- _Work to complete_
Report each line of the data that includes the word "this".

* BEGIN *

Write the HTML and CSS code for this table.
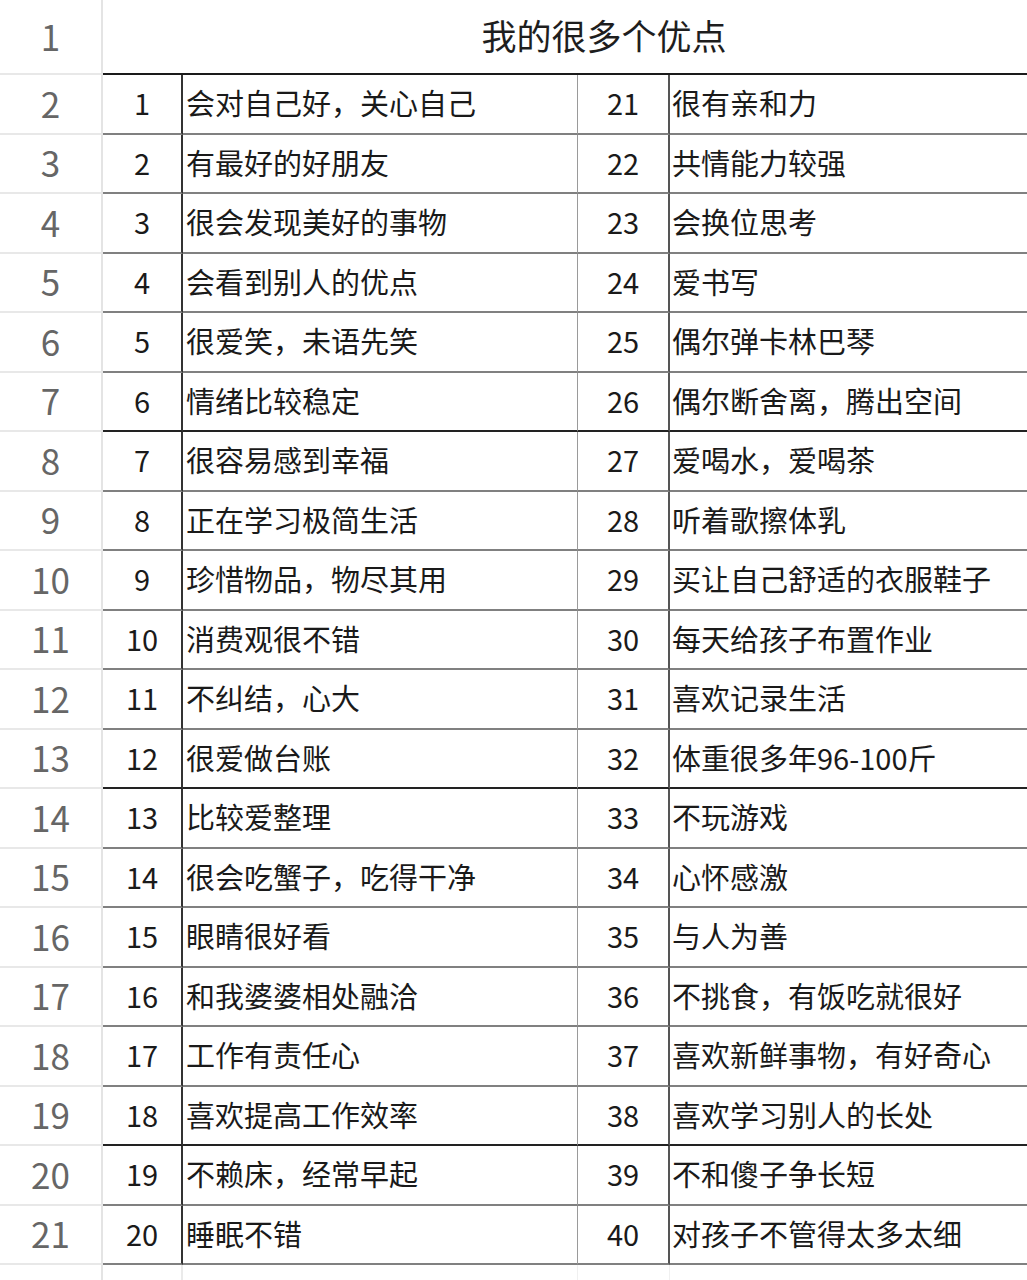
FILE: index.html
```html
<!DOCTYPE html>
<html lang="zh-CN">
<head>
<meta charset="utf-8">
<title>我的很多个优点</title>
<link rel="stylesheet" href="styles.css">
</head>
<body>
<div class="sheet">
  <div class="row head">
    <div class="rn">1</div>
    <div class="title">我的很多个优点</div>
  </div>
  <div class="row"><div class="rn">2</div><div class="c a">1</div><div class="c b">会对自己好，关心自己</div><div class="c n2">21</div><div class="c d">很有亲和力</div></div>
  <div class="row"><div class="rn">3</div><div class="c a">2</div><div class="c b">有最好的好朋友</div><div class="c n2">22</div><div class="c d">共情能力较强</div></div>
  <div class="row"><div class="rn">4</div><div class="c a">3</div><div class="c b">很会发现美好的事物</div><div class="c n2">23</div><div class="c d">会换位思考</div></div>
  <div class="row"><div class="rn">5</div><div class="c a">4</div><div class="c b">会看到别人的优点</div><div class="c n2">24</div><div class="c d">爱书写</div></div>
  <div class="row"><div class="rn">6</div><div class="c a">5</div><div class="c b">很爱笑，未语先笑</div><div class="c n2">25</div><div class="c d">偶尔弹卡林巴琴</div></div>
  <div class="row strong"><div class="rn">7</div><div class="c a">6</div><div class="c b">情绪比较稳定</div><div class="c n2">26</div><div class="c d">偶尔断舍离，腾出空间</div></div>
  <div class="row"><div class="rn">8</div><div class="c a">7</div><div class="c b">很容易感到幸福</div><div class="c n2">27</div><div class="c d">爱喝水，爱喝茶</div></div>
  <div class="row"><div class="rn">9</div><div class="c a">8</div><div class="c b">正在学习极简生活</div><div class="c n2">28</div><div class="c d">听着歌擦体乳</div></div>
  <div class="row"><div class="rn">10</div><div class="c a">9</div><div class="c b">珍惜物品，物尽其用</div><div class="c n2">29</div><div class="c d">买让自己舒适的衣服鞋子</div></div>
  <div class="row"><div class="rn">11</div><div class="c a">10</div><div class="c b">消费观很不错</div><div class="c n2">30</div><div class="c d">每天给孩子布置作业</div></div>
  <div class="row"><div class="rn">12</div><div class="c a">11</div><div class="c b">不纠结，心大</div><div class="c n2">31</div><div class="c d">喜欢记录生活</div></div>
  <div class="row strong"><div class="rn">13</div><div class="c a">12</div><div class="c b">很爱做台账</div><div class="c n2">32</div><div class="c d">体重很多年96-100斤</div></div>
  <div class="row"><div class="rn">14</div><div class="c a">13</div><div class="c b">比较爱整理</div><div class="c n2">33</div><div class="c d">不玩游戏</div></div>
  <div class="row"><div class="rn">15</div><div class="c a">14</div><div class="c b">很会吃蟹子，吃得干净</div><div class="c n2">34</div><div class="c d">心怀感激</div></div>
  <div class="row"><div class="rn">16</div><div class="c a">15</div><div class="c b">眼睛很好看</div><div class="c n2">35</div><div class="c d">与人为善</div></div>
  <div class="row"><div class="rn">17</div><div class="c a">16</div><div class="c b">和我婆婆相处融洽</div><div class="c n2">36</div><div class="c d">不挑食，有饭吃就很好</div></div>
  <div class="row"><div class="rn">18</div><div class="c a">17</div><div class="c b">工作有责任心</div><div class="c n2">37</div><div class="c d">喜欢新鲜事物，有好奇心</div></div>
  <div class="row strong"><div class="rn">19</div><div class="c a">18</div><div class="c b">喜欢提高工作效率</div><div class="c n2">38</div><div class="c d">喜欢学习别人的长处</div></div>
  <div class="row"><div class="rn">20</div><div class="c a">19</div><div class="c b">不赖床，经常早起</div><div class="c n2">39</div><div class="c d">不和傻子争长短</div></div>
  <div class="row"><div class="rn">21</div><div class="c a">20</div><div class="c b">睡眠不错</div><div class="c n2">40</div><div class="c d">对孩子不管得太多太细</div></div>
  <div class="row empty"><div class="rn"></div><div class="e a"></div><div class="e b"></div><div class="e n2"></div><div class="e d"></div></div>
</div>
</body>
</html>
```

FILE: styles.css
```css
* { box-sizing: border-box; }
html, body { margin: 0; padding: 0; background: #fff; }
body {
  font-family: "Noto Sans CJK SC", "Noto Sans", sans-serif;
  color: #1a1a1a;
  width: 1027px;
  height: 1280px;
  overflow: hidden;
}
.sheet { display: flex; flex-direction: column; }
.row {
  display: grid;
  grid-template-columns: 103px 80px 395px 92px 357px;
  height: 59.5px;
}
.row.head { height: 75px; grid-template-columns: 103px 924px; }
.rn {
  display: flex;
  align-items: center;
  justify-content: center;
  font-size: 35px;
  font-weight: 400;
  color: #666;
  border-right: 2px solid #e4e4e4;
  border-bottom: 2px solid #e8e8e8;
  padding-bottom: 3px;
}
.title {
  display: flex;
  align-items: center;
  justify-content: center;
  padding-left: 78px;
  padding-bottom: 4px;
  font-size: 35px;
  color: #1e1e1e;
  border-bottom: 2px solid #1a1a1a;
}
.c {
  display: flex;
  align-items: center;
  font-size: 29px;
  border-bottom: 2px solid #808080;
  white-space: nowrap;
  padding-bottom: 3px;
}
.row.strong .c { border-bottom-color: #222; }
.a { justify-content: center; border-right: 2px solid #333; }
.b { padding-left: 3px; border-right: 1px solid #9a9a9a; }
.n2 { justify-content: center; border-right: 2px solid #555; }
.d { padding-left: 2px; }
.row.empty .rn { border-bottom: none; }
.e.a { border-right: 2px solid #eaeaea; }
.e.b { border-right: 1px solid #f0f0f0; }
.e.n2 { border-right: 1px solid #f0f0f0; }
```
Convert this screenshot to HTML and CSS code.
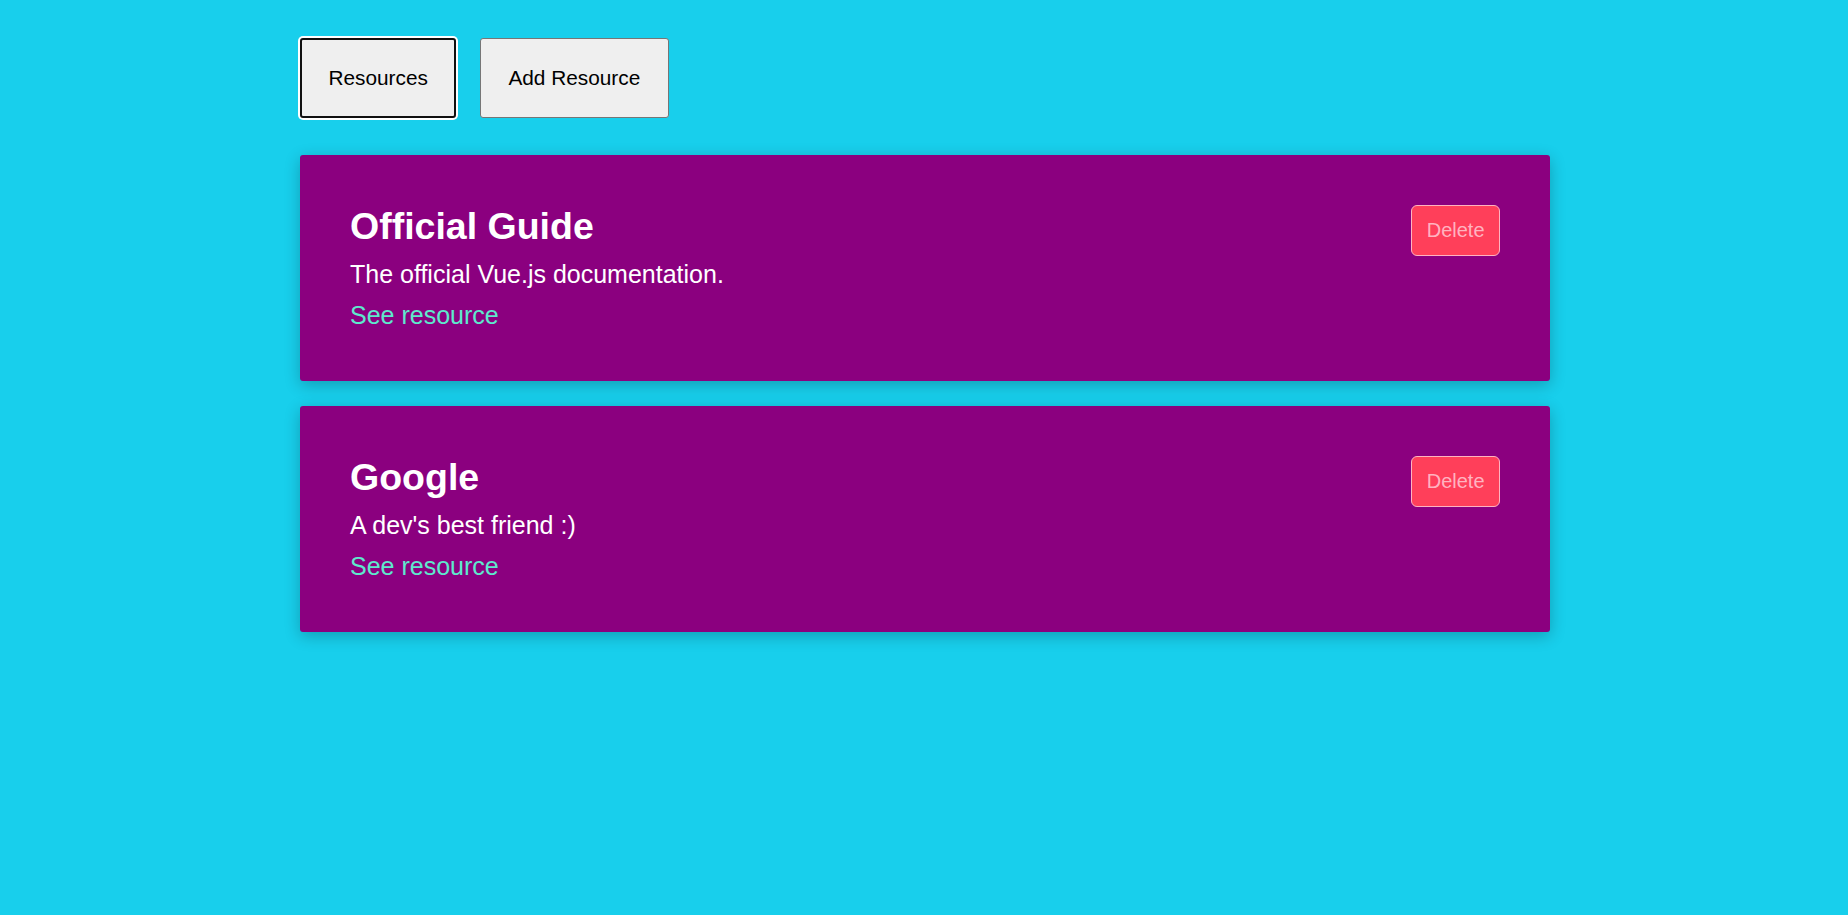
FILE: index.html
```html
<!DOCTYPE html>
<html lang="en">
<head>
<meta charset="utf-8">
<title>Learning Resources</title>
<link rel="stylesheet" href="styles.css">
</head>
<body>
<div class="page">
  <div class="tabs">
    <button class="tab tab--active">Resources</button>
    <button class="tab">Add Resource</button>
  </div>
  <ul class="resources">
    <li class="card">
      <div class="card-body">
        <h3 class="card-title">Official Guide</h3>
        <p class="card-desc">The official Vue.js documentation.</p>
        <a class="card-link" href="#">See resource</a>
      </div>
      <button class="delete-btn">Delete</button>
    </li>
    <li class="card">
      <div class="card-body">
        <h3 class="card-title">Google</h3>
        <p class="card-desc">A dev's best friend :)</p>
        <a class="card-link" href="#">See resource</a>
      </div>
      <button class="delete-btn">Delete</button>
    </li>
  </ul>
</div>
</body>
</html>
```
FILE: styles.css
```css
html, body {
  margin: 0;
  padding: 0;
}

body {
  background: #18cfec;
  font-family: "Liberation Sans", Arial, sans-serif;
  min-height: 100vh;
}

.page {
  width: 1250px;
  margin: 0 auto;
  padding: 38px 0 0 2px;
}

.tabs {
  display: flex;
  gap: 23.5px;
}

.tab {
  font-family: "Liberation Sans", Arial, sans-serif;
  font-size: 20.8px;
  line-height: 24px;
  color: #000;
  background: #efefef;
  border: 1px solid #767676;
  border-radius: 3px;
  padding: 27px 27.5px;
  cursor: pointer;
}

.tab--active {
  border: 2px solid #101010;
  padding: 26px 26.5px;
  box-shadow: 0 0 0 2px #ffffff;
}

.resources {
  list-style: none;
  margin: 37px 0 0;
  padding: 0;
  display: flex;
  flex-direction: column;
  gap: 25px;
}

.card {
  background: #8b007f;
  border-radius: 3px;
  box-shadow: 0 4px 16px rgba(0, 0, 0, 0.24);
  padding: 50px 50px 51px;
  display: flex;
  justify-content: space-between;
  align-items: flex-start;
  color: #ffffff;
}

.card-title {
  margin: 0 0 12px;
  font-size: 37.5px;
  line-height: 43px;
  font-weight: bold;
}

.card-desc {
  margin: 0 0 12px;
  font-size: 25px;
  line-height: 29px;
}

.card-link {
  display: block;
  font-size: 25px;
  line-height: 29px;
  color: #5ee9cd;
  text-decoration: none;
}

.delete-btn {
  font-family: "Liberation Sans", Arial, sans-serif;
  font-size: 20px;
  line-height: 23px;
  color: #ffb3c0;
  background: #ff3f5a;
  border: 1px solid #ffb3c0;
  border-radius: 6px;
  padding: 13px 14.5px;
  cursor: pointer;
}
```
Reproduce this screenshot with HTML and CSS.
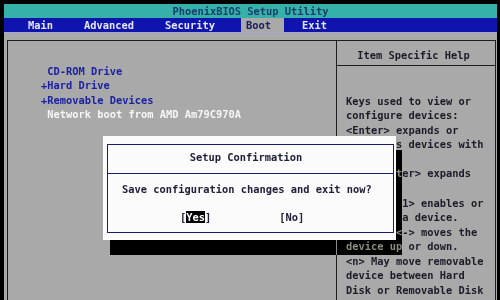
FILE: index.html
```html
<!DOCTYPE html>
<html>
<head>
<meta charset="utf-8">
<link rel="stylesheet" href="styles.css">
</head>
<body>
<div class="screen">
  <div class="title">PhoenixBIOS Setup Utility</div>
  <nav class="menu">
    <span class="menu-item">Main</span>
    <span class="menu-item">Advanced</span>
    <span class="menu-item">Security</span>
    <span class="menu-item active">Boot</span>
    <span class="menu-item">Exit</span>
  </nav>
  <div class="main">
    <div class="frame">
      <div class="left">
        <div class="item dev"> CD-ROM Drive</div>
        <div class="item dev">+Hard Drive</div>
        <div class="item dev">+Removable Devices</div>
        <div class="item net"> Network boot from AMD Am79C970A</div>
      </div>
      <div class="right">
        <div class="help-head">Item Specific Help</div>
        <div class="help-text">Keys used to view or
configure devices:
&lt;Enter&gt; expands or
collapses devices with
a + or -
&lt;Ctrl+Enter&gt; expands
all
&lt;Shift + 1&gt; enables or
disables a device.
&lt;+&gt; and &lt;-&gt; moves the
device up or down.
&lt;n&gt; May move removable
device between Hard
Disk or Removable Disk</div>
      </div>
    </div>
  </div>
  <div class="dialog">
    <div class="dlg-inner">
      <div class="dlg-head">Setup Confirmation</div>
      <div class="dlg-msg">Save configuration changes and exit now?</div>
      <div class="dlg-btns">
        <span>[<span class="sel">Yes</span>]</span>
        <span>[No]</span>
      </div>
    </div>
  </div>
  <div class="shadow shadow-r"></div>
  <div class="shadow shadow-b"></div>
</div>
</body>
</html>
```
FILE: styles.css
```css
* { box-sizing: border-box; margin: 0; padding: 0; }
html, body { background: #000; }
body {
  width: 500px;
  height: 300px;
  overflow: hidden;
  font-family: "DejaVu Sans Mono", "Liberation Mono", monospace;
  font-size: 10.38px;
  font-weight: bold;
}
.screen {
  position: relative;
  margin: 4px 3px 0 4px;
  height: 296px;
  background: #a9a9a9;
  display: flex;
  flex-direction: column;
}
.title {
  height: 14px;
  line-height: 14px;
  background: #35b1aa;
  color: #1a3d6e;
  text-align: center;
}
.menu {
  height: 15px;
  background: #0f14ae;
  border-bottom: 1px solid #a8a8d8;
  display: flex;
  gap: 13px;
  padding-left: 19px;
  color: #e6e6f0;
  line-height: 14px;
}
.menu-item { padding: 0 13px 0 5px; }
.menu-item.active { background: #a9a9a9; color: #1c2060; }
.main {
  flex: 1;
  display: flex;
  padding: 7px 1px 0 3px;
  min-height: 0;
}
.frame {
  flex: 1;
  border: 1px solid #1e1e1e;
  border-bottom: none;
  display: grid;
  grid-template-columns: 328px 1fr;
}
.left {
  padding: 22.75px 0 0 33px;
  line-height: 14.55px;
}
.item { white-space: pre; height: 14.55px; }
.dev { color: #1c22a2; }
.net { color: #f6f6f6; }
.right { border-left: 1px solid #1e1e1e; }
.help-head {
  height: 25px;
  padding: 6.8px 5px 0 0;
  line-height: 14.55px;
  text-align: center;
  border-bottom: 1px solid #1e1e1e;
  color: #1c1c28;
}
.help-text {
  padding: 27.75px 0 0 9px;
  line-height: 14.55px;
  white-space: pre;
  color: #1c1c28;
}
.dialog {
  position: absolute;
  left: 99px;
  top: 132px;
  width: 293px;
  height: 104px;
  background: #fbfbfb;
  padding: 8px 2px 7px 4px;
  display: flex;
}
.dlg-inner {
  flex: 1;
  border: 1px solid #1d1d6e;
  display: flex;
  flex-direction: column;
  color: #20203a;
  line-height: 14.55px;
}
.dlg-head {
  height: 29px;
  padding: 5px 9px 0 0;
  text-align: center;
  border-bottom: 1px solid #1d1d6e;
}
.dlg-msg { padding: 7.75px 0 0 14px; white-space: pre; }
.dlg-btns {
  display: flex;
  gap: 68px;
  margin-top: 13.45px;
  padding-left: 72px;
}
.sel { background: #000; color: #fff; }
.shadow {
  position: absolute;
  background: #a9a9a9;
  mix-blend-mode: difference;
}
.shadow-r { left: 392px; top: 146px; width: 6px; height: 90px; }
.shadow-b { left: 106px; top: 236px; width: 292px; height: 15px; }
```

* END *

- _Completed task_
Write the HTML and CSS code for this table.
Convert this screenshot to HTML and CSS code.
Reproduce this screenshot with HTML and CSS.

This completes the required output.